— START OF Information provided —

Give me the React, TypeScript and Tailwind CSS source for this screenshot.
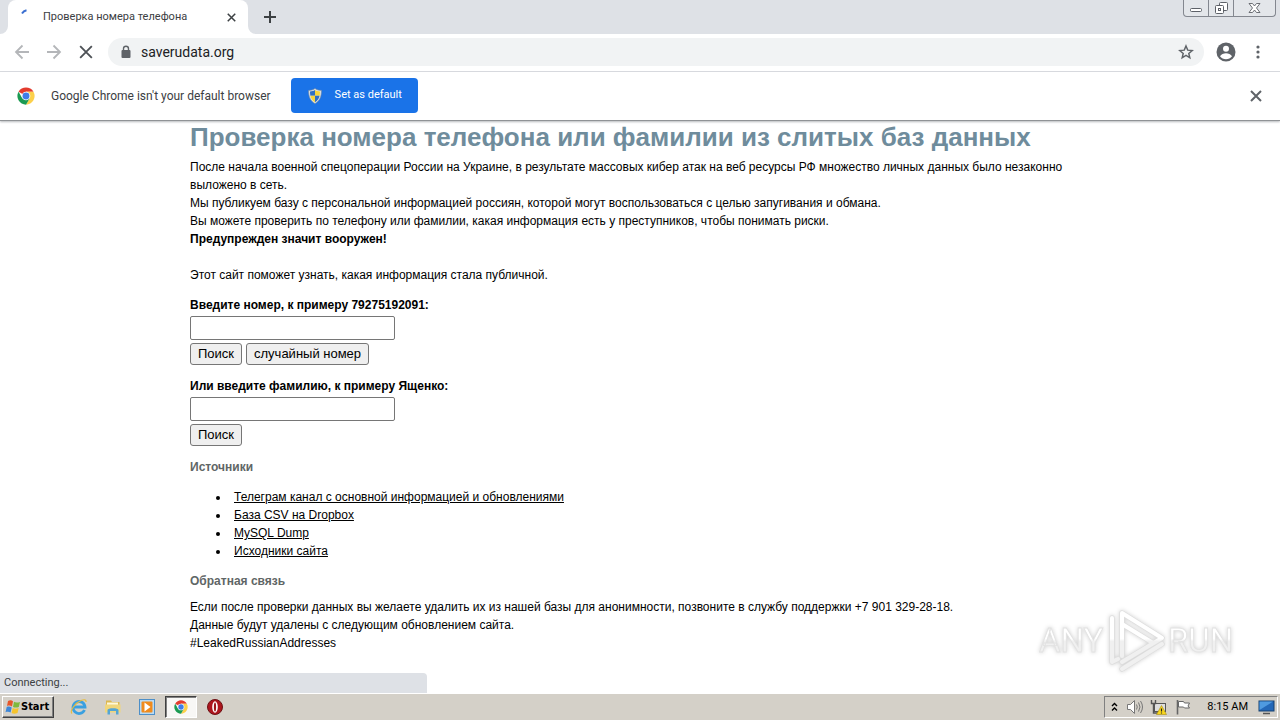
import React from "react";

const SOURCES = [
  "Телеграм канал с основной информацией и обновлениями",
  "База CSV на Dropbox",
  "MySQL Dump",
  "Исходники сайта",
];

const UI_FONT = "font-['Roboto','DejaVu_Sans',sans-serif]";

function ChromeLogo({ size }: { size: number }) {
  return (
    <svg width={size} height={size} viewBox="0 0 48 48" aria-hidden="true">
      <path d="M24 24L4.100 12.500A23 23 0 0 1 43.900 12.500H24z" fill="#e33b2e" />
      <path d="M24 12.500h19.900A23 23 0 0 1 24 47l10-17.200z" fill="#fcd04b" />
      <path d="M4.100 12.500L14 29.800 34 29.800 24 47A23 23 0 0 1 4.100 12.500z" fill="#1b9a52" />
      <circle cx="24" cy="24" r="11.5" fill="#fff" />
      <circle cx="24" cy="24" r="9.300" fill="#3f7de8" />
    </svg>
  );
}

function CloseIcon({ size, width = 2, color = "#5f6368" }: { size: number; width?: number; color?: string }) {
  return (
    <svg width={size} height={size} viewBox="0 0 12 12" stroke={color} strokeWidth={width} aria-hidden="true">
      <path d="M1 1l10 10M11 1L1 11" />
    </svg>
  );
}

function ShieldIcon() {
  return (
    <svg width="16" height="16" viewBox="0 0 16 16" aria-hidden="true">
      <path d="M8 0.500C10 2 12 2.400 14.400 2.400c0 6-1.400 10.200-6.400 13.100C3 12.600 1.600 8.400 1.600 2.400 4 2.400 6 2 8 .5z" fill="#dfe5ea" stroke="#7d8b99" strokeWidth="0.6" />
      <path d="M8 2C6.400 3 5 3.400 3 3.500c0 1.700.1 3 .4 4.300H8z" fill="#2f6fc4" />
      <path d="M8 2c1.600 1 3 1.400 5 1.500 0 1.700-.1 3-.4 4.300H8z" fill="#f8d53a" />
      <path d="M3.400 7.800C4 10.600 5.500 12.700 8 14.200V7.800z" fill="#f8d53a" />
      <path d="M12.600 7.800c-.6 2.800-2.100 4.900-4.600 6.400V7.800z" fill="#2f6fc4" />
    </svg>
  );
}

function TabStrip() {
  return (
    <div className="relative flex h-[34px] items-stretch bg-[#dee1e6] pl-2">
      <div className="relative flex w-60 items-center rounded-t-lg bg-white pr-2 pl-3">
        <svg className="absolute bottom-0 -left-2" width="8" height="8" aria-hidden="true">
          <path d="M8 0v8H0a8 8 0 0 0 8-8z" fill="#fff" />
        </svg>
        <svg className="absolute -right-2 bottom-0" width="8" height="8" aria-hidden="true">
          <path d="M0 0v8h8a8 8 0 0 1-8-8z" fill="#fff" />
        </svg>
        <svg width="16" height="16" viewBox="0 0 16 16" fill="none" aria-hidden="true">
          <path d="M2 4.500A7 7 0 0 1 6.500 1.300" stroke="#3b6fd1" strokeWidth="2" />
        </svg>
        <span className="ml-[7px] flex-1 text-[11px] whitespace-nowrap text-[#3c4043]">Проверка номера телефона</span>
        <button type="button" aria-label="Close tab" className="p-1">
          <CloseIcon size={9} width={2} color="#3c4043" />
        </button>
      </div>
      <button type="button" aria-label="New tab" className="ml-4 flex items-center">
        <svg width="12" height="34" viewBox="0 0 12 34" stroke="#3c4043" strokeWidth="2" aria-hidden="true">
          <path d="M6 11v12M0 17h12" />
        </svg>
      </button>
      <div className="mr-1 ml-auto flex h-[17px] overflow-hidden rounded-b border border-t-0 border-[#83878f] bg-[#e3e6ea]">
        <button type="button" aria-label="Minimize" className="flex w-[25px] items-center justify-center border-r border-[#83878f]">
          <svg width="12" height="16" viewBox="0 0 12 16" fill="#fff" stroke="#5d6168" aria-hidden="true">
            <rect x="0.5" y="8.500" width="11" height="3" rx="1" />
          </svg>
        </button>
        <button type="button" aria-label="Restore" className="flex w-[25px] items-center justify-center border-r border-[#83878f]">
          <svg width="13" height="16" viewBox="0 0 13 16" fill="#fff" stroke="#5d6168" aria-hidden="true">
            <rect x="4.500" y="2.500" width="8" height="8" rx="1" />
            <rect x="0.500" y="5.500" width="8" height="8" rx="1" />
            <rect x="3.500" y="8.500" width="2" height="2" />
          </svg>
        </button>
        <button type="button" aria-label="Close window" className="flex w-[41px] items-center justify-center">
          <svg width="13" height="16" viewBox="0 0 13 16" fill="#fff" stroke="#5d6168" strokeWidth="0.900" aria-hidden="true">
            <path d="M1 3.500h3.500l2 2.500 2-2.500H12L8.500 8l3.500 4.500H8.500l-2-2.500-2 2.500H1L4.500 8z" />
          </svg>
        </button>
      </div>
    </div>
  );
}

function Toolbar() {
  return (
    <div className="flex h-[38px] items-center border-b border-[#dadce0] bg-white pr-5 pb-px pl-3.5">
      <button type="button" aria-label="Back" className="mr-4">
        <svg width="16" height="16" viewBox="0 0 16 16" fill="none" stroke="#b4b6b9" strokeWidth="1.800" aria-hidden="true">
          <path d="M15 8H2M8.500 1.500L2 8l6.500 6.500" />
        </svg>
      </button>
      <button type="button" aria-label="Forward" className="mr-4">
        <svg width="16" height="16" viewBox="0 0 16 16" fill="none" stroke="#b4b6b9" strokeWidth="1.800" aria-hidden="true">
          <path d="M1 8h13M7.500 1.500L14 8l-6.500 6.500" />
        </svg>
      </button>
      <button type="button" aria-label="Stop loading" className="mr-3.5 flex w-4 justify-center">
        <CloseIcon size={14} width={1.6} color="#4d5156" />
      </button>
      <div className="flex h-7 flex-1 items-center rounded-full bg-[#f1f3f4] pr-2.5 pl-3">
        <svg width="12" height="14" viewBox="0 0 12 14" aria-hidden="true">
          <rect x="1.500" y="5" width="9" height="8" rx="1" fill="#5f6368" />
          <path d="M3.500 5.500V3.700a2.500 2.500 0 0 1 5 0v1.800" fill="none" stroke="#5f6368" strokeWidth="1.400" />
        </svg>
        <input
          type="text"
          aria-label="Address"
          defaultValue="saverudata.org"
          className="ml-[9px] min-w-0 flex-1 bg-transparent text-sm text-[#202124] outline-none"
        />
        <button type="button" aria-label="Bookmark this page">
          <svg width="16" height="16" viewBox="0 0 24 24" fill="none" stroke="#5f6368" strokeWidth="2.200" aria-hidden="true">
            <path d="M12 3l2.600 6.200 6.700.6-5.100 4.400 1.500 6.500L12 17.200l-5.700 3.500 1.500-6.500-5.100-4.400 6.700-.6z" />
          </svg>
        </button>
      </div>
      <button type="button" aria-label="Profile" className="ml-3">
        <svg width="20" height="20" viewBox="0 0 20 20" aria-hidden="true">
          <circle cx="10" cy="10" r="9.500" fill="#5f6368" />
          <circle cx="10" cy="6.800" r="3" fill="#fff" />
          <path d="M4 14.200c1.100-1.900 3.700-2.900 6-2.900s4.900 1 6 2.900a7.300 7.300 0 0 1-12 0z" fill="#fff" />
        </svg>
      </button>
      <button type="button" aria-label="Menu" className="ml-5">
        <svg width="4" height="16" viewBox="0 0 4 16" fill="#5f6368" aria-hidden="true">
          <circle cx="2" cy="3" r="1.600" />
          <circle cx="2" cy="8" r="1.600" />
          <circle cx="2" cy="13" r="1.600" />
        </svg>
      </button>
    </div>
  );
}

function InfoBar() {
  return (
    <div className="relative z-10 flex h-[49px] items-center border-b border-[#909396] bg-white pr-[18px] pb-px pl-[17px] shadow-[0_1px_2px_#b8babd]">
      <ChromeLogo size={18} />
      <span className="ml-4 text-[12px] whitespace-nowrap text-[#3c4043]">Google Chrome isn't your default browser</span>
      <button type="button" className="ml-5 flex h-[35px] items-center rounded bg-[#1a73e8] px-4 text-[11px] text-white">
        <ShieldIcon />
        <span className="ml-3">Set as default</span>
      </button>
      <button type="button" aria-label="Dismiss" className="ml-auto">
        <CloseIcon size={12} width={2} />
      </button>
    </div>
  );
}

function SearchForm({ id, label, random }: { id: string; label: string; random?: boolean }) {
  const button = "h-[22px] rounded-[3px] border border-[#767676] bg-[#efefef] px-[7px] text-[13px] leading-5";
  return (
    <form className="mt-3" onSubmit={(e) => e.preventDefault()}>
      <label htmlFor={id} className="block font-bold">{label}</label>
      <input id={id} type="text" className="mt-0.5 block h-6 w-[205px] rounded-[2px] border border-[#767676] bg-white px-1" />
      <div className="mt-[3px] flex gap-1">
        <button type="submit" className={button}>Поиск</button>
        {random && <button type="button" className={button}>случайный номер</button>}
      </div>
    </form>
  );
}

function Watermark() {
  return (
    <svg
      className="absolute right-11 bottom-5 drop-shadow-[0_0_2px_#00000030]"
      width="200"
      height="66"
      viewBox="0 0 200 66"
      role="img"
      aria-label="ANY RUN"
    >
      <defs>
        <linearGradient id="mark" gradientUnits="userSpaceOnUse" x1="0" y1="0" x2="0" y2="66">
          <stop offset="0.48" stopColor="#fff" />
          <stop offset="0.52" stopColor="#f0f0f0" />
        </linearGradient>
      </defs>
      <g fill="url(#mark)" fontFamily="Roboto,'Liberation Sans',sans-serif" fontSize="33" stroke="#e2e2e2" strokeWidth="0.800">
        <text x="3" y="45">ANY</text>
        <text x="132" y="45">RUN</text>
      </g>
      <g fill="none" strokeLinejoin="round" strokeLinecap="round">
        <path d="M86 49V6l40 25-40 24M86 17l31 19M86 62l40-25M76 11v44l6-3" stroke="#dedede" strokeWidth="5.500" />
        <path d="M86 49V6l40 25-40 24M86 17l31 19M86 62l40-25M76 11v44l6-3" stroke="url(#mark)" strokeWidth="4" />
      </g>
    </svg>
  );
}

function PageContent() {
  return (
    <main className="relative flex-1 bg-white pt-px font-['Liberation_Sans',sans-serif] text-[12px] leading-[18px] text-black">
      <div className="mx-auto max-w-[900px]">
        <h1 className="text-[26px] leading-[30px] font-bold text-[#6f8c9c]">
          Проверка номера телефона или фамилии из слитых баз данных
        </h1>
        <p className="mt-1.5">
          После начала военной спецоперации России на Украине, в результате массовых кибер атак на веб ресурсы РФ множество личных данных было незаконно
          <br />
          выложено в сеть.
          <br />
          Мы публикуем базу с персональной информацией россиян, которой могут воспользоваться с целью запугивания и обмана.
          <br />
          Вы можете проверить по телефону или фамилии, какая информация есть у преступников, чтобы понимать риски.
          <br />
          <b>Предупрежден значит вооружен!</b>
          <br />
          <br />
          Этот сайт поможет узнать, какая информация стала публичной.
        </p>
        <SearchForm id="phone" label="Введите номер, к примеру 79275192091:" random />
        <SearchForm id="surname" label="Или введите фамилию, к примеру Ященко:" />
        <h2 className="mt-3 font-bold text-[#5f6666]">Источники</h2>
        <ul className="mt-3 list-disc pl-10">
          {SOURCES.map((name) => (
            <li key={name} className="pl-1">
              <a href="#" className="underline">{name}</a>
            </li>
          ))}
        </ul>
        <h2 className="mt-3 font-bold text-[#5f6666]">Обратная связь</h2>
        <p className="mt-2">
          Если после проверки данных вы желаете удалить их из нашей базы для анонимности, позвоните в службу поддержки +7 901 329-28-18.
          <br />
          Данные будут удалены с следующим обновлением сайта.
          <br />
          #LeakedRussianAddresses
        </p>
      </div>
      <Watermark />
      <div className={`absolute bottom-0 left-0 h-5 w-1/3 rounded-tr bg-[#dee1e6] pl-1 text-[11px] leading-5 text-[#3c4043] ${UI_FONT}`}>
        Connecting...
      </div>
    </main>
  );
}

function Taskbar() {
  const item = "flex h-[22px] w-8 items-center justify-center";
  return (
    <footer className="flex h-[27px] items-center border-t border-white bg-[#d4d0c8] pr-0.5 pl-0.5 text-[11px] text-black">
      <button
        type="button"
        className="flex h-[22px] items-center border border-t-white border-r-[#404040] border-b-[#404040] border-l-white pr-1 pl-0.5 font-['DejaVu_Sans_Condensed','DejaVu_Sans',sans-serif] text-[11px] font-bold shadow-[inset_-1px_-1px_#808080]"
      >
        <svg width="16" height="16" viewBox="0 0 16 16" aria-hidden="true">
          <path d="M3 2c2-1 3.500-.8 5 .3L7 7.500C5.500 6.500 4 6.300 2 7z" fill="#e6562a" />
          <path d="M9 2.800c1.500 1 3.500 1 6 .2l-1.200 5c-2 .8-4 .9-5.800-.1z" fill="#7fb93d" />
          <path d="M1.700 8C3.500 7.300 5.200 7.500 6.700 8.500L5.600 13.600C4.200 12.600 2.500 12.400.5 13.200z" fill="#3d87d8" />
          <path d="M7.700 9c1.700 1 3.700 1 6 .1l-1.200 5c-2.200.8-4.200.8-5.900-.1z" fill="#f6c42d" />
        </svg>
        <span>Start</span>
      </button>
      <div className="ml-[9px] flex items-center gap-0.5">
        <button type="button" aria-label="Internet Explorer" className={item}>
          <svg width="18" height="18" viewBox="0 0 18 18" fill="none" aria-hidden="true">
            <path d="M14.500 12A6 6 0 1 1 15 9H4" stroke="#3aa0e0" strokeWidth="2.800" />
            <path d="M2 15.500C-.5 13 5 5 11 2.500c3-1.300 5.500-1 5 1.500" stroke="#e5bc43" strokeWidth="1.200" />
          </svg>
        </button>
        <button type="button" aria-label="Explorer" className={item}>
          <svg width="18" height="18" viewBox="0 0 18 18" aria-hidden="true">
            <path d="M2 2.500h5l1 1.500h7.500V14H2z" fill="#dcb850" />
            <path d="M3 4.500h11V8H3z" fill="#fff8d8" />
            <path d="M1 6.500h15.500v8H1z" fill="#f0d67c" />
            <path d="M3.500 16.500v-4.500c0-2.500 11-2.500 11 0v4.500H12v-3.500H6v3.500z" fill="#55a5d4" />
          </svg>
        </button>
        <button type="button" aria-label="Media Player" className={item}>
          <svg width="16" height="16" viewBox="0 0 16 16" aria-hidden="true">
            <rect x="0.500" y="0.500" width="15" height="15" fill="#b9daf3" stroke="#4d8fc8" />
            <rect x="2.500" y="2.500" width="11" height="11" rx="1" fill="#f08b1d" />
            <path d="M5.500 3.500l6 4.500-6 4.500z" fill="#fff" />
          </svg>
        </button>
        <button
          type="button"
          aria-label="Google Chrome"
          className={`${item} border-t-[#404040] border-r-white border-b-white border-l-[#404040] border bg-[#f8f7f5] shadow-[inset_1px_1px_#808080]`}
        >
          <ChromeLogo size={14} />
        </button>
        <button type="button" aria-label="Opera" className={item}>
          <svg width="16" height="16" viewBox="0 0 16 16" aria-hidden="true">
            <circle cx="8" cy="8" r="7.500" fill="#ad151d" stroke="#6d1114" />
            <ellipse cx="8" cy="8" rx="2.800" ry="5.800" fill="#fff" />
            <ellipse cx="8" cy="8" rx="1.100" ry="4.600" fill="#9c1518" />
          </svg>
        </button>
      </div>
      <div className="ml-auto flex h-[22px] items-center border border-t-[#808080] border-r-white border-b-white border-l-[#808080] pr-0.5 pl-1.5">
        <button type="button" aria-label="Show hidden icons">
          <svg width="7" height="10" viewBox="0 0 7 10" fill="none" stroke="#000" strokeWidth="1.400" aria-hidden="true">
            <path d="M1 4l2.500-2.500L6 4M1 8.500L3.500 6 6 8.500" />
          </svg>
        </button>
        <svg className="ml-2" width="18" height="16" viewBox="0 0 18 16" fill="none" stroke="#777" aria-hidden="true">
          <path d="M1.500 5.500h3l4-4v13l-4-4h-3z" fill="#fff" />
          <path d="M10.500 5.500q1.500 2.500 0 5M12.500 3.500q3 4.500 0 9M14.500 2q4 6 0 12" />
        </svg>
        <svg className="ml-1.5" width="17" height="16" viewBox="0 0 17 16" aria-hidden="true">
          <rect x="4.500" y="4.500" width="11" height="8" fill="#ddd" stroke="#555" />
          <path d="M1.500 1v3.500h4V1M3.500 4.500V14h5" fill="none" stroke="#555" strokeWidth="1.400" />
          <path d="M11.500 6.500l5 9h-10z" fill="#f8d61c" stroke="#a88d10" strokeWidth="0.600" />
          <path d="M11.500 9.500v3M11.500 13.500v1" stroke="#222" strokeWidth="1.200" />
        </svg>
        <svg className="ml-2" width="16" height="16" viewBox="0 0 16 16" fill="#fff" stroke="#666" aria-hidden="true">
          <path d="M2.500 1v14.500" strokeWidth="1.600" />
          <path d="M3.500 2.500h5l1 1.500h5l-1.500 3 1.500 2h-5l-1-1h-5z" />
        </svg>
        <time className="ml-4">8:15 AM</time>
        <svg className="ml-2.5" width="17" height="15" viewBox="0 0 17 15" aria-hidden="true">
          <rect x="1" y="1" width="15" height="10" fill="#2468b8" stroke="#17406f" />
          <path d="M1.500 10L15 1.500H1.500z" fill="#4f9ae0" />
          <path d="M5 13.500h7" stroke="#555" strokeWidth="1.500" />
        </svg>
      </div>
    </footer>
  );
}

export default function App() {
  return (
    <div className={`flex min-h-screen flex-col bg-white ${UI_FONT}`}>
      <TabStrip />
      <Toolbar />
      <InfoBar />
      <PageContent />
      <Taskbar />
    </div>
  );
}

— END OF Information provided —

• **Work to do**
Pull out all lines of the data with the string "React".

• **Solution below**
Give me the React, TypeScript and Tailwind CSS source for this screenshot.
import React from "react";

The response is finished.